======== Source material ========

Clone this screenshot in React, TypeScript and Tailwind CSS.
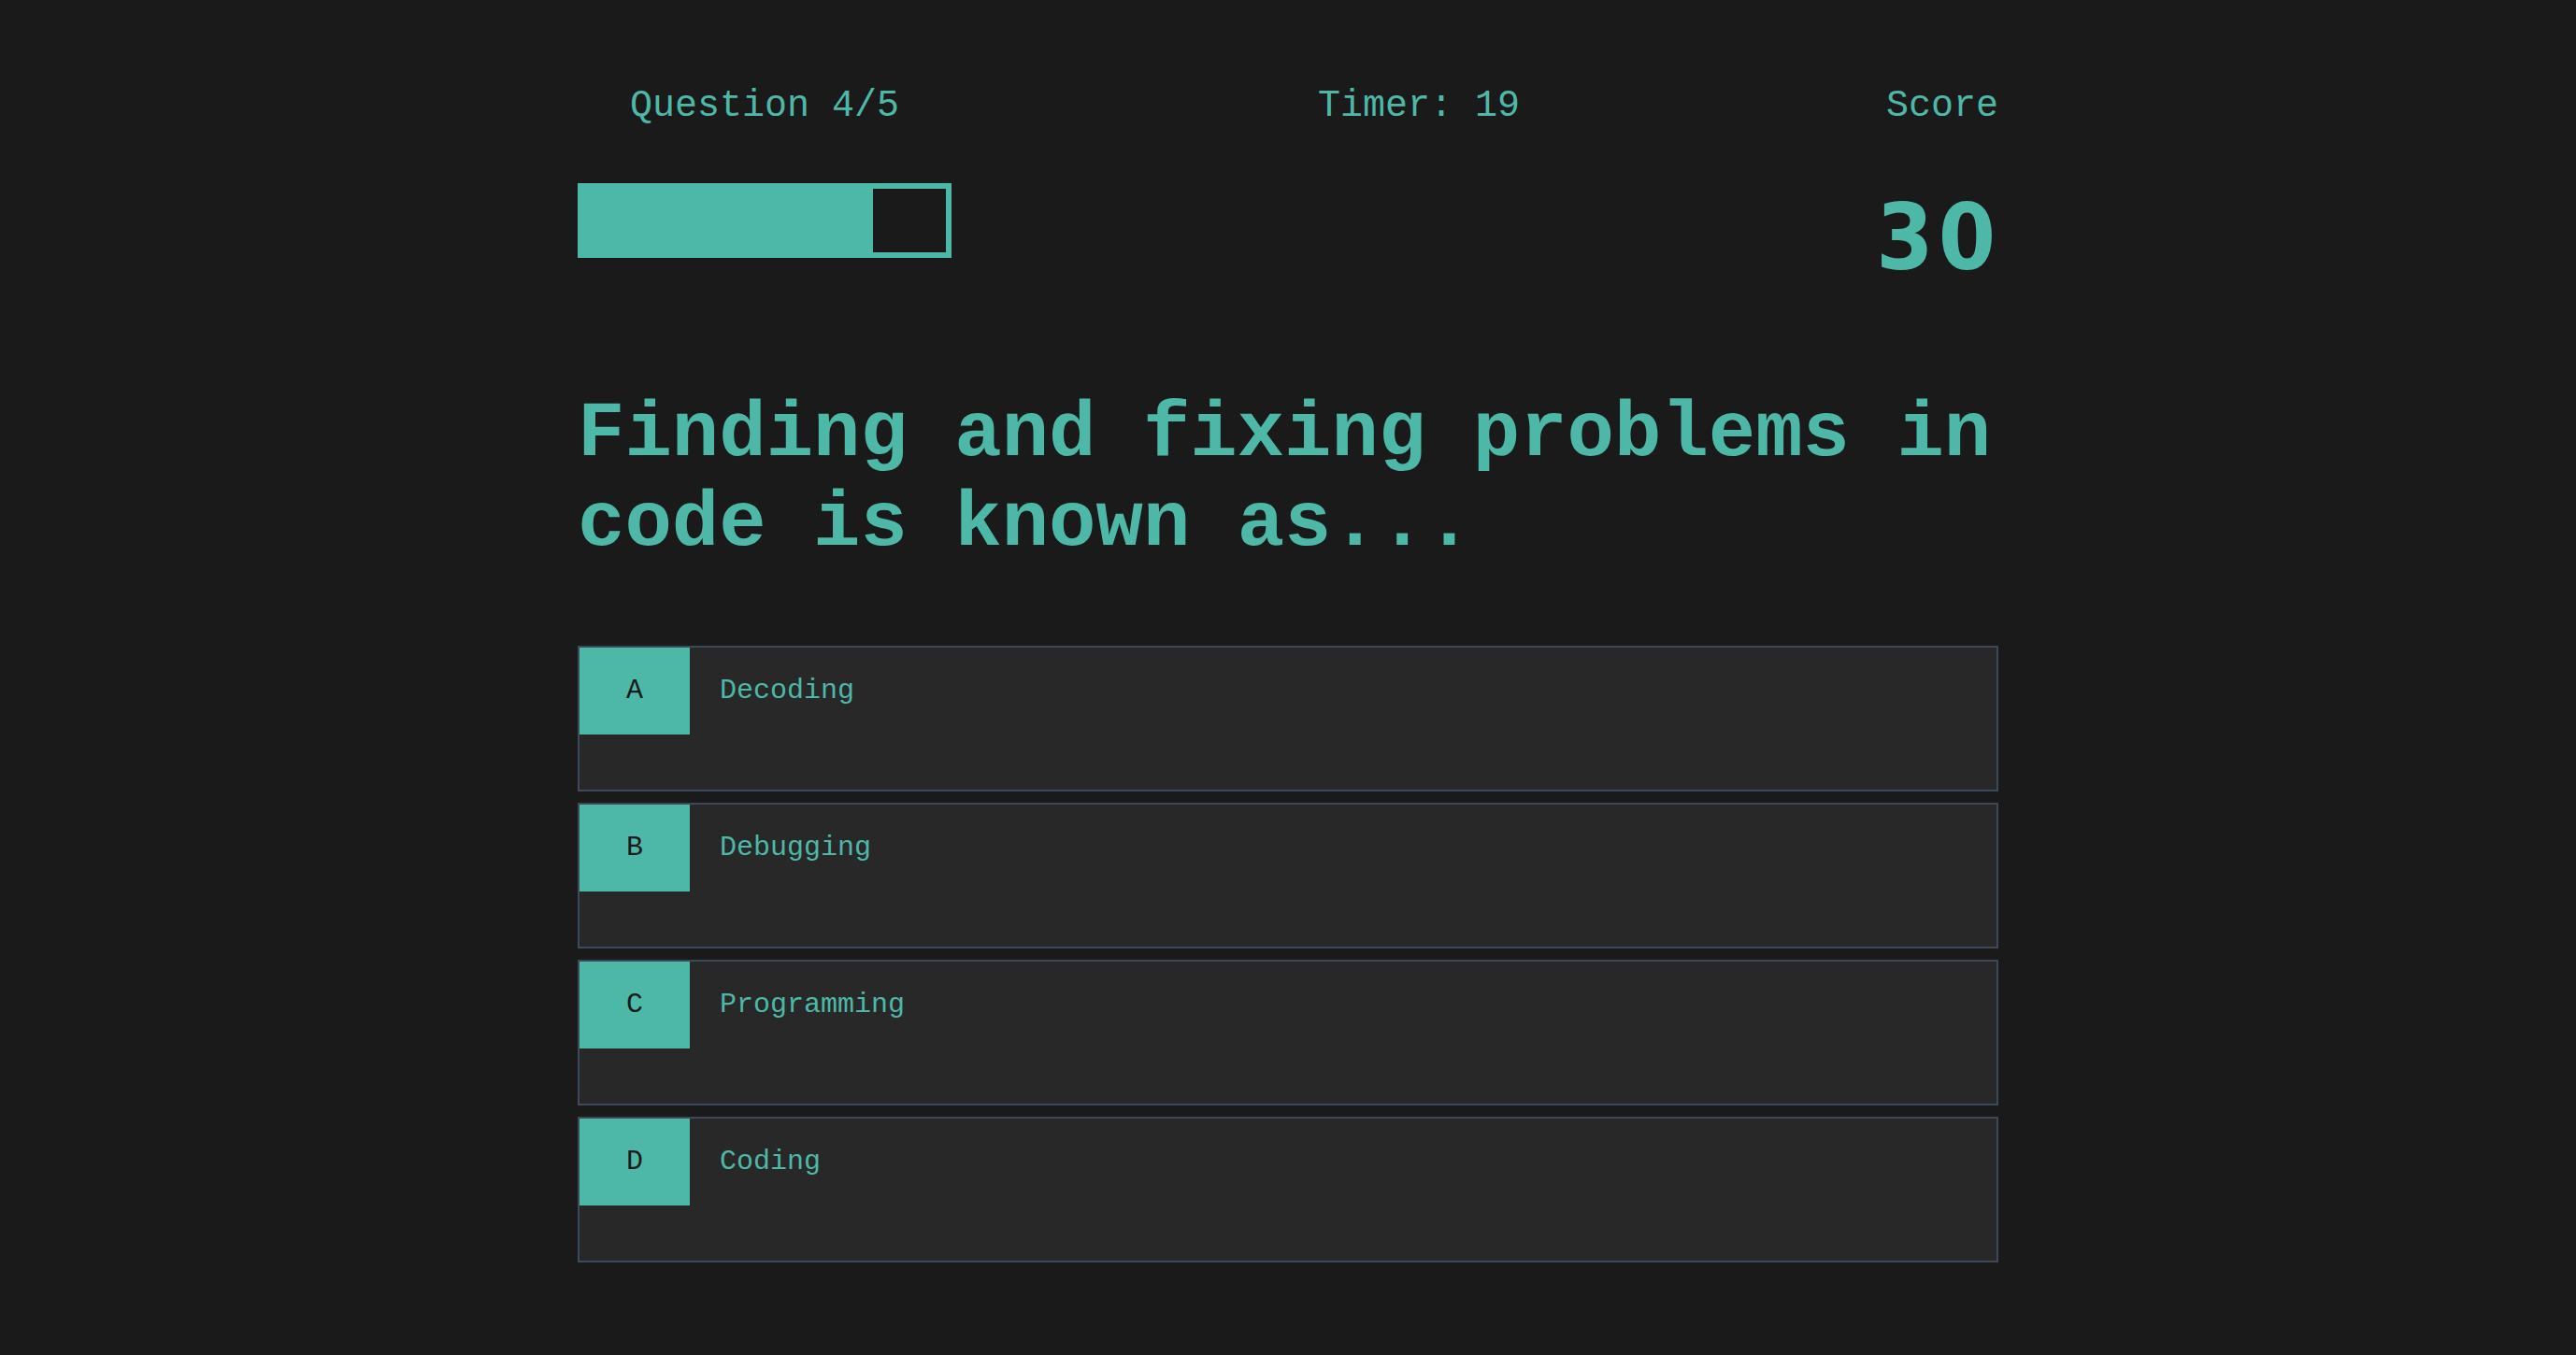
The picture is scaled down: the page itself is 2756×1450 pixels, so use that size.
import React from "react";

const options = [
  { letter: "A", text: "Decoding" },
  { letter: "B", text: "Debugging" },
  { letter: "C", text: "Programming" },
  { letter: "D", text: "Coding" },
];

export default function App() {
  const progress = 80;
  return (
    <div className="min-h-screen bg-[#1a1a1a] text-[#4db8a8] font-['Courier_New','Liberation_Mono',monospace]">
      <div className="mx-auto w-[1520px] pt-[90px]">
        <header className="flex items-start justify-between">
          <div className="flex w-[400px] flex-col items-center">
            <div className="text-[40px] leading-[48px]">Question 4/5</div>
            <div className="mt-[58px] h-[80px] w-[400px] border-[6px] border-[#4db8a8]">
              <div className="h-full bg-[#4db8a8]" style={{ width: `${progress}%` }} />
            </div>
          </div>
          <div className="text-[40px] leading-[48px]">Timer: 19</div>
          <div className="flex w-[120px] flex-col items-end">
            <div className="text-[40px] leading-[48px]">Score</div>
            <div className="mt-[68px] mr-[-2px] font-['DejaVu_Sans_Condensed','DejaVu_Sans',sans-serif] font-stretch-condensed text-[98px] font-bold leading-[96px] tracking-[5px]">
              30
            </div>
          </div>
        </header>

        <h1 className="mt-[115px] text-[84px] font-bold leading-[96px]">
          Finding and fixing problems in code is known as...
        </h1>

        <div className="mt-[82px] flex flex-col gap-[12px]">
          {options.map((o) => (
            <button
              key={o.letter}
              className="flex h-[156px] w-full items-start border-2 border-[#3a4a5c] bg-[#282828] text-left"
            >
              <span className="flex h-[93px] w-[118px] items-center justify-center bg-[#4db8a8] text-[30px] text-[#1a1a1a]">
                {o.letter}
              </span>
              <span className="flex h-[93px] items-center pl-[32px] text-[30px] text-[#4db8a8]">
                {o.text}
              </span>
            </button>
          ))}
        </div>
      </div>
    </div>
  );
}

========

### Exercise instructions
Give back exactly the lines from the first line of the data through the line with "import React from", pictures excluded.

### Result of this task
Clone this screenshot in React, TypeScript and Tailwind CSS.
The picture is scaled down: the page itself is 2756×1450 pixels, so use that size.
import React from "react";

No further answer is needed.